I started deploying our new ELK stack in my spare time as a little side-project, and made the decision early on to use Docker (www.docker.io) to containerize the applications.  Presently Docker, if you’re not familiar with it, is the poster-child for the entire Devops movement.  As I was working on this I ran into a snag where I didn’t fully understand how ports within the containers are mapped through to the host operating system.  This caused several hours of grumbles, until finally Matt Horton, another member of our ops team came over to ask me what was wrong.  As I explained, I mentioned that I was using Docker for the deployment.  He said “Oh, why didn’t you just stand up the services on a normal server?  Why are you using Docker for this?”

Which is a fantastic question.  At the time the best I could manage was “well, not using Docker wouldn’t be very Devopsy(tm), would it?”

But it got me thinking.   I’ve got the same feeling about the Devops methodology that I had about server virtualization back in 2004, and I expect the impact of of Devops (regardless of the specific tool sets used) will have an even more profound effect on the way IT is delivered in the coming decades.  But that feeling isn’t a good enough answer to the question:  Why was I using Docker for something that could just as easily have been installed directly into the OS?  Why do I think that taking a Devops approach to solving this problem when it would have been faster and simpler to just install and configure the software by hand?
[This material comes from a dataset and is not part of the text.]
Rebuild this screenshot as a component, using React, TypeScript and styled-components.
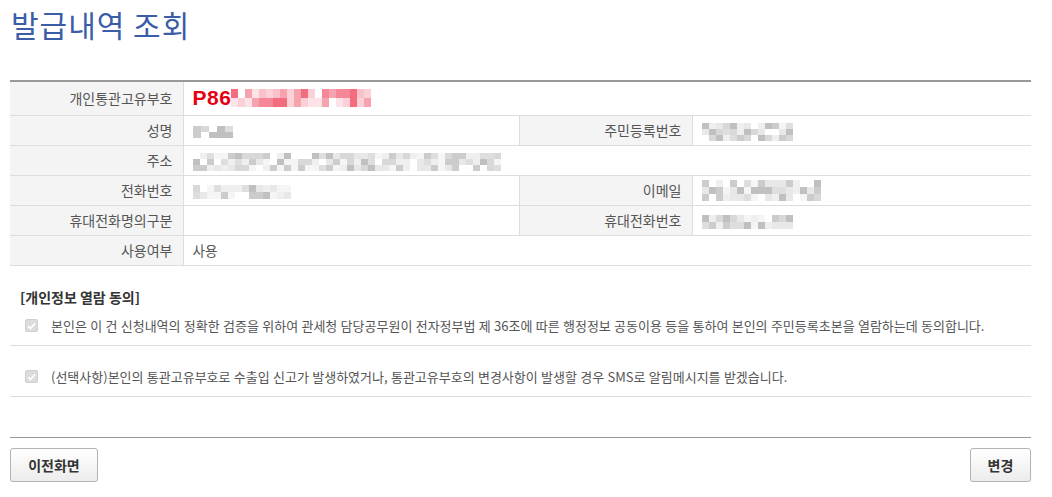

  1. Because I knew I would screw it up the first time I tried to get things deployed.  Having never deployed an ELK stack before, I knew that inevitably after I got it setup the first time I’d want to do it again, better.  Then again, even better.  The reality of IT operations is that most of our work is iterative, that is, we don’t necessarily know the right way to do something until we’ve done it several times different ways.  Using Docker and a Devops methodology means that my environment is built from scratch every time I run it, so all I need to do to tweak the way I do something is change the file that specifies the way the environment is to be built.  This gives you an incredibly powerful tool to rapidly optimize when doing something you haven’t done before.
  2. It was incredibly easy to get started.  One of the beautiful aspects of the Docker ecosystem in particular is the extensive library of pre-built Docker images you can work from.  Getting started with the elk stack was as easy as cloning a git repository from someone who had done the work already (if you are interested, this is what we used for a starting point for this project).  And per my next point, it was very easy for me to understand each step of what building a functional ELK environment was simply by examining the Dockerfile.  Rather than having to read a bunch of individual how-to documents and synthesize them into something that would ultimately be largely irreproducible.
  3. Your projects become self-documenting.  One of the most important things I learned early in my career was the importance of good documentation.  Checklists, notes, all have tremendous value when supporting complex systems.  Devops does away with the necessity for much of the tactical-level documentation ops is responsible for, as the tools generally use lists of human and machine readable insturctions to define what should be done.

Frankly, it’s more fun.  Most (hopefully) of us do this job because we love learning new things, designing systems and watching them work, and figuring out how to use those systems to solve problems for people.  While doing IT the old fashioned way was also fun, being able to iterate on your designs so quickly really takes it to another level.